I never liked the original hat I had for Freddy. It was like a cross between a fedora and a porkpie. Freddy needed something bigger, more like Indiana Jones' hat.

I ordered this new one from Amazon the other day. It's a part of a Nightmare on Elm Street-licensed costume, but it is so flippin' ugly.

I'm trying to convince myself to NOT buy another new hat.

Freddy only gets seen at Halloween and he'll be in the I shouldn't spend another $40 or so on another, better hat. Right?

Anyway,  you can see here that he has his new hand now. The mannequin's original right hand had the fingers molded together. To put the glove on him, I'd drilled holes between the fingers and tied the individual glove fingers onto the back of his hand.

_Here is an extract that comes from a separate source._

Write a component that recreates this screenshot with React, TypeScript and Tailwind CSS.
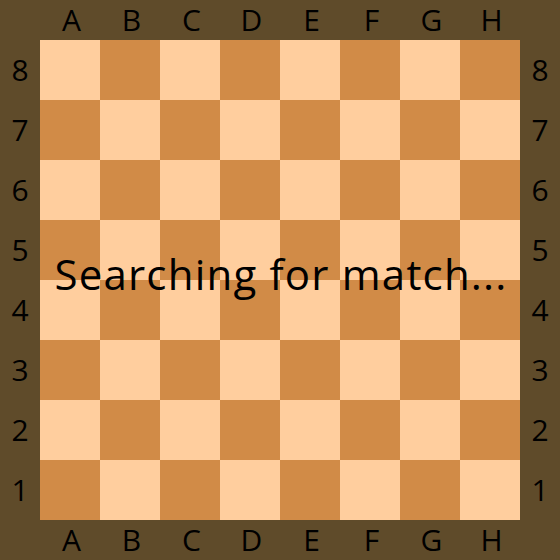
import React from "react";

const files = ["A", "B", "C", "D", "E", "F", "G", "H"];
const ranks = ["8", "7", "6", "5", "4", "3", "2", "1"];

export default function App() {
  const squares = [];
  for (let r = 0; r < 8; r++) {
    for (let c = 0; c < 8; c++) {
      const light = (r + c) % 2 === 0;
      squares.push(
        <div key={`${r}-${c}`} className={light ? "bg-[#ffce9e]" : "bg-[#d18b47]"} />
      );
    }
  }
  return (
    <div
      className="w-[560px] h-[560px] bg-[#5f4b2a] grid grid-cols-[40px_480px_40px] grid-rows-[40px_480px_40px] text-black"
      style={{ fontFamily: '"Open Sans", "Noto Sans", sans-serif' }}
    >
      <div />
      <div className="grid grid-cols-8 items-center text-[30px] leading-none">
        {files.map((f) => (
          <div key={f} className="text-center pl-[3px]">{f}</div>
        ))}
      </div>
      <div />
      <div className="grid grid-rows-8 items-center text-[30px] leading-none">
        {ranks.map((r) => (
          <div key={r} className="text-center">{r}</div>
        ))}
      </div>
      <div className="relative">
        <div className="grid grid-cols-8 grid-rows-8 w-[480px] h-[480px]">{squares}</div>
        <div className="absolute inset-0 flex items-center justify-center pb-[12px] pl-[2px]">
          <span className="text-[42px] leading-none whitespace-nowrap tracking-[1.2px]">Searching for match...</span>
        </div>
      </div>
      <div className="grid grid-rows-8 items-center text-[30px] leading-none">
        {ranks.map((r) => (
          <div key={r} className="text-center">{r}</div>
        ))}
      </div>
      <div />
      <div className="grid grid-cols-8 items-center text-[30px] leading-none">
        {files.map((f) => (
          <div key={f} className="text-center pl-[3px]">{f}</div>
        ))}
      </div>
      <div />
    </div>
  );
}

I'm still having problems getting his arm to stay up the way I want. Hell, I used some good epoxy this evening on his arm, and it still slid back down like this. Freddy has kind of a rotator joint inside the arm at his shoulder. It's a separate round plastic cap looking thing that sits on a tab on the shoulder, at his torso. There are grooves around the cap, like an American coin, and I'm thinking the hole for it inside his arm is just too big, because those grooves can't catch on anything, to hold it steady.

At this point, I decided my best bet would be to wrap the hell out of his shoulder with Duct Tape, to get his arm to stay where I want it, Ace Bandage style.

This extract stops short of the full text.